That guy was really staring at me.

HELENE: This is Rhian.

[DOOR CLOSES]

VILLANELLE: Nice collection.

HELENE: What are you doing?

Working out how I'd k*ll you.

I thought k*lling wasn't really your thing at the moment.

- You want to test that theory?
- You're only as good as your last.

Go on, tell me.

How would you do it?

I don't know yet, but it would definitely involve the tiny chair.

Sit down.

Not on that one.

[SIGHS]

Show me. Your injury.

VILLANELLE: Here.

[GASPS AND SIGHS]

Do you know why I love you, Villanelle?

Because you're an agent of chaos.

And I love chaos.

Chaos disrupts.

It rips apart and starts again.

It's like a forest fire.

It burns. It clears.

It's monstrous, but it's beautiful.

[KISSES]

You're a beautiful monster, Villanelle.

A monster?

Monstrous people like you often feel like they have to fly solo, like they have to keep things bottled up inside them.

Thoughts, feelings... secrets.

And that can affect their ability to be truly monstrous.

Do you have anything you would like to get off your chest, Villanelle?

Has something happened recently?

I did something bad to my mother.

Whatever it is, you can tell me.

I don't want us to keep secrets from each other.

I took a sh*t in her shoe when I was three.

A really big one.

Give me another job.

You're injured.

I'll take Dasha.

Okay, but success is essential.

Otherwise, what's the point of sending you and not Rhian?

Thank you for the inappropriate touching.

It's actually pretty nice.

[LAUGHS]

You wouldn't be able to, by the way.

Wouldn't be able to what?

k*ll me before I k*lled you.

You're a child.

You have no idea what you're dealing with.

God, you're sexy.

[LAUGHS]

[DOOR CLOSES]

[SIGHS]

SONG: ♪ I don't like your little game ♪

[SIGHS]

♪ Don't like your tilted stage ♪

♪ I don't like you ♪

♪ I got smarter, I got harder in the nick of time ♪

♪ Honey, I rose up from the dead ♪
♪ I do it all the time ♪

♪ Look what you made me do ♪

♪ Look what you just made me do ♪

♪ What you made me do ♪

♪ No, I don't like you. ♪

Three trips to Waitrose and an abortive attempt at hot yoga?

It's just standard white-person stuff.

I've been tracking him for a week and there's nothing to suggest he's working for The Twelve, unless they've branched out into, uh, groceries and hot vinyasa.

Jokes are for people who do their jobs correctly, Mo.

So are omelettes.

Do you want me to make up evidence?

No!
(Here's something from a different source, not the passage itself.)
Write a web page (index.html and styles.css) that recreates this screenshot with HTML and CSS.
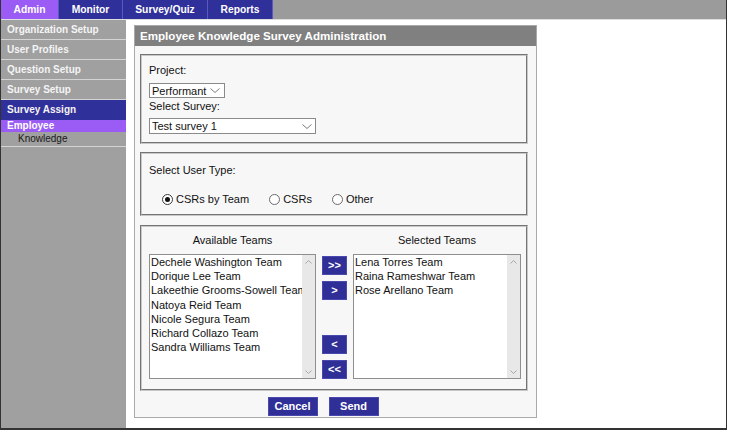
FILE: index.html
```html
<!DOCTYPE html>
<html lang="en">
<head>
<meta charset="utf-8">
<title>Employee Knowledge Survey Administration</title>
<link rel="stylesheet" href="styles.css">
</head>
<body>
<div class="frame">
  <div class="topnav">
    <div class="tab tab-admin">Admin</div>
    <div class="tab tab-monitor">Monitor</div>
    <div class="tab tab-survey">Survey/Quiz</div>
    <div class="tab tab-reports">Reports</div>
  </div>
  <div class="below">
    <nav class="sidebar">
      <div class="side-item">Organization Setup</div>
      <div class="side-item">User Profiles</div>
      <div class="side-item">Question Setup</div>
      <div class="side-item">Survey Setup</div>
      <div class="side-item side-current">Survey Assign</div>
      <div class="side-sub">Employee</div>
      <div class="side-leaf">Knowledge</div>
    </nav>
    <main class="main">
      <section class="panel">
        <div class="panel-head">Employee Knowledge Survey Administration</div>
        <div class="panel-body">
          <div class="group group-survey">
            <div class="label">Project:</div>
            <div class="select select-project">
              <span>Performant</span>
              <svg class="chev" width="10" height="5" viewBox="0 0 10 5"><polyline points="0.5,0.5 5,4.5 9.5,0.5" fill="none" stroke="#7a7a7a" stroke-width="1"/></svg>
            </div>
            <div class="label label-survey">Select Survey:</div>
            <div class="select select-survey">
              <span>Test survey 1</span>
              <svg class="chev" width="10" height="5" viewBox="0 0 10 5"><polyline points="0.5,0.5 5,4.5 9.5,0.5" fill="none" stroke="#7a7a7a" stroke-width="1"/></svg>
            </div>
          </div>
          <div class="group group-type">
            <div class="label">Select User Type:</div>
            <div class="radios">
              <div class="radio"><span class="circle circle-on"></span>CSRs by Team</div>
              <div class="radio"><span class="circle"></span>CSRs</div>
              <div class="radio"><span class="circle"></span>Other</div>
            </div>
          </div>
          <div class="group group-teams">
            <div class="col-title">Available Teams</div>
            <div class="spacer"></div>
            <div class="col-title">Selected Teams</div>
            <div class="listbox">
              <ul class="options">
                <li>Dechele Washington Team</li>
                <li>Dorique Lee Team</li>
                <li>Lakeethie Grooms-Sowell Team</li>
                <li>Natoya Reid Team</li>
                <li>Nicole Segura Team</li>
                <li>Richard Collazo Team</li>
                <li>Sandra Williams Team</li>
              </ul>
              <div class="scrollbar">
                <svg width="7" height="4" viewBox="0 0 7 4"><polyline points="0.5,3.5 3.5,0.5 6.5,3.5" fill="none" stroke="#a8a8a8" stroke-width="1"/></svg>
                <svg width="7" height="4" viewBox="0 0 7 4"><polyline points="0.5,0.5 3.5,3.5 6.5,0.5" fill="none" stroke="#a8a8a8" stroke-width="1"/></svg>
              </div>
            </div>
            <div class="movers">
              <button class="btn btn-move">&gt;&gt;</button>
              <button class="btn btn-move">&gt;</button>
              <button class="btn btn-move btn-back">&lt;</button>
              <button class="btn btn-move">&lt;&lt;</button>
            </div>
            <div class="listbox listbox-right">
              <ul class="options">
                <li>Lena Torres Team</li>
                <li>Raina Rameshwar Team</li>
                <li>Rose Arellano Team</li>
              </ul>
              <div class="scrollbar">
                <svg width="7" height="4" viewBox="0 0 7 4"><polyline points="0.5,3.5 3.5,0.5 6.5,3.5" fill="none" stroke="#a8a8a8" stroke-width="1"/></svg>
                <svg width="7" height="4" viewBox="0 0 7 4"><polyline points="0.5,0.5 3.5,3.5 6.5,0.5" fill="none" stroke="#a8a8a8" stroke-width="1"/></svg>
              </div>
            </div>
          </div>
          <div class="actions">
            <button class="btn btn-action">Cancel</button>
            <button class="btn btn-action">Send</button>
          </div>
        </div>
      </section>
    </main>
  </div>
</div>
</body>
</html>
```
FILE: styles.css
```css
* { box-sizing: border-box; }
html, body { margin: 0; padding: 0; background: #ffffff; }
body { font-family: "Liberation Sans", Arial, sans-serif; color: #111; }

.frame {
  width: 727px;
  height: 430px;
  border-left: 1px solid #333;
  border-right: 1px solid #333;
  border-bottom: 2px solid #333;
  display: flex;
  flex-direction: column;
  overflow: hidden;
}

/* top navigation */
.topnav {
  flex: none;
  display: flex;
  height: 20px;
  background: #9b9b9b;
  border-bottom: 1px solid #dedede;
}
.tab {
  height: 19px;
  line-height: 19px;
  text-align: center;
  color: #fff;
  font-weight: bold;
  font-size: 10.3px;
  background: #30309a;
  border-right: 1px solid #5858c0;
}
.tab-admin { width: 58px; background: #9b5cf6; }
.tab-monitor { width: 64px; }
.tab-survey { width: 85px; }
.tab-reports { width: 65px; }

.below { flex: 1; display: flex; min-height: 0; }

/* sidebar */
.sidebar { flex: none; width: 125px; background: #a0a0a0; }
.side-item {
  height: 20px;
  line-height: 19px;
  border-bottom: 1px solid #d4d4d4;
  padding-left: 6px;
  font-size: 10px;
  font-weight: bold;
  color: #f4f4f4;
}
.side-current { background: #30309a; border-bottom: none; line-height: 20px; }
.side-sub {
  height: 12px;
  line-height: 12px;
  padding-left: 6px;
  font-size: 10px;
  font-weight: bold;
  color: #fff;
  background: #9b5cf6;
}
.side-leaf {
  height: 15px;
  line-height: 14px;
  padding-left: 17px;
  font-size: 10px;
  color: #1a1a1a;
  border-bottom: 1px solid #d4d4d4;
}

/* main */
.main { flex: 1; background: #fff; padding: 5px 0 0 8px; }
.panel {
  width: 403px;
  border: 1px solid #a9a9a9;
  background: #f7f7f7;
}
.panel-head {
  height: 20px;
  line-height: 20px;
  background: #808080;
  color: #fff;
  font-weight: bold;
  font-size: 11.6px;
  padding-left: 5px;
}
.panel-body { padding: 8px 8px 1px 5px; }

.group {
  border: 2px groove #c8c8c8;
  padding-left: 7px;
  font-size: 11px;
}
.label { height: 14px; line-height: 14px; font-size: 11px; color: #111; }

.group-survey { height: 90px; padding-top: 7px; }
.select {
  display: flex;
  align-items: center;
  justify-content: space-between;
  background: #fff;
  border: 1px solid #8a8a8a;
  padding: 0 4px 0 2px;
  font-size: 11px;
  color: #111;
}
.select-project { width: 76px; height: 15px; margin-top: 6px; }
.label-survey { margin-top: 1px; }
.select-survey { width: 167px; height: 16px; margin-top: 5px; padding-right: 3px; }
.chev { flex: none; }

.group-type { height: 64px; margin-top: 8px; padding-top: 9px; }
.radios { display: flex; margin-top: 15px; margin-left: 13px; height: 14px; align-items: center; }
.radio { display: flex; align-items: center; margin-right: 20px; line-height: 14px; }
.circle {
  width: 11px;
  height: 11px;
  border: 1px solid #6a6a6a;
  border-radius: 50%;
  background: #fff;
  margin-right: 3px;
  display: flex;
  align-items: center;
  justify-content: center;
}
.circle-on { border-color: #3a3a3a; }
.circle-on::after {
  content: "";
  width: 5px;
  height: 5px;
  border-radius: 50%;
  background: #111;
}

.group-teams {
  height: 166px;
  margin-top: 9px;
  padding-top: 6px;
  display: grid;
  grid-template-columns: 167px 25px 168px;
  grid-template-rows: 14px 125px;
  column-gap: 6px;
  row-gap: 7px;
}
.col-title { text-align: center; line-height: 14px; font-size: 11px; color: #111; }
.listbox {
  display: flex;
  border: 1px solid #8e8e8e;
  background: #fff;
  overflow: hidden;
}
.options {
  flex: 1;
  min-width: 0;
  margin: 0;
  padding: 0 0 0 1px;
  list-style: none;
  overflow: hidden;
}
.options li {
  height: 14.2px;
  line-height: 14.2px;
  font-size: 11px;
  white-space: nowrap;
  overflow: hidden;
  color: #111;
}
.scrollbar {
  flex: none;
  width: 13px;
  background: #e8e8e8;
  display: flex;
  flex-direction: column;
  justify-content: space-between;
  align-items: center;
  padding: 5px 0 4px;
}
.movers { display: flex; flex-direction: column; padding-top: 2px; }
.btn {
  font-family: "Liberation Sans", Arial, sans-serif;
  font-weight: bold;
  font-size: 11px;
  color: #fff;
  background: #2f2f97;
  border: 1px solid #4848ad;
  padding: 0;
  height: 19px;
  line-height: 17px;
  text-align: center;
}
.btn-move { width: 25px; margin-bottom: 6px; }
.btn-move:last-child { margin-bottom: 0; }
.btn-back { margin-top: auto; }

.actions {
  display: flex;
  justify-content: center;
  gap: 11px;
  padding-right: 22px;
  margin-top: 6px;
}
.btn-action { width: 50px; }
```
I want you to uncover the evidence that already exists, which you haven't worked hard enough to expose.

Thank you.

Thank you.

I know you're upset about Kenny, that we haven't found out what happened to him.

Your powers of deduction are incredible.

But are you sure Paul's a member of The Twelve?

A bottle of Chablis, a stir-fry kit and a bath b*mb.
What does that say to you?

That he's planning a lovely evening in?

Or that he's trying to seem that he is.

Trust me. That vintage of Chablis is undrinkable.

Off you go.

Another young person inspired?

Don't complain.
I've saved you his omelette.

Villanelle has been promoted.

Dasha told me as much.

That should be our focus for now.

Oh, dear. You don't deserve it after all.

Villanelle is rising up the ranks.

She is our best chance of getting to them.

Oh, Eve, what a blinkered approach.

Do you ever think of anything else?

Don't pretend that I'm the only one.

You have your own thing going on with Villanelle.

For all I know, you have a direct line.

Isn't it time you told me?

What was it you said to her in that prison?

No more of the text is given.